浙江海事局は8月7日午後3時10分、「浙江東方海域で8月8日正午から9日午後6時まで軍事活動を行う」と発表。範囲は象山港南東から台州市南東にかけての8地点を結ぶ約2,017平方キロ(長さ約138キロ)で、形状や位置は2023年5月9日に実施された1,866平方キロ規模の訓練海域と酷似している。9日午前11時1分、同局は活動終了を告知。この海域設定から、長距離兵器の発射訓練を行い、米日などの軍事同盟への牽制を意図した可能性がある。
報道によれば、8月2日午後から3日午後にかけて、中国海警の「3102」船が台湾の東沙島(英語名プラタス諸島)領海や周辺海域に侵入。その後、3日から5日にかけて台湾西南空域は天候不良だったため、中国軍機の活動は台湾西部海峡や北部空域が中心となった。 6日には運-8対潜哨戒機1機が防空識別圏西南端から屏東県小琉球西南沖の広範囲で哨戒。7日には主力・補助戦闘機と無人機計22機が同空域から南南西方向の広大な西南海域で活動。8日には32機が東沙島北東から西南端、さらに南南西空域に展開した。

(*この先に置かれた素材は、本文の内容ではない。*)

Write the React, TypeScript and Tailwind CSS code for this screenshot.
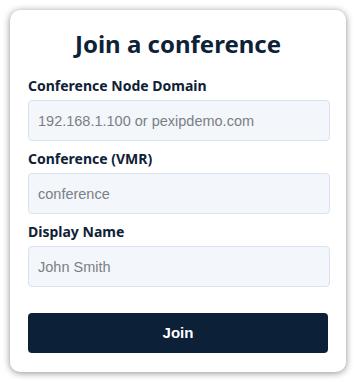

特に7日の「聯合戦備警巡」では機艦を組み合わせて台湾を半包囲する態勢を構築し、西南空域での航空戦力を強化すると同時に東沙島への圧力と孤立化を図った形となった。こうした多兵力展開は、以前に民間の高級退役将校が行った兵棋演習で想定された「中国軍による東沙島奪取シナリオ」と一致する部分があり、今後も注視が必要とされる。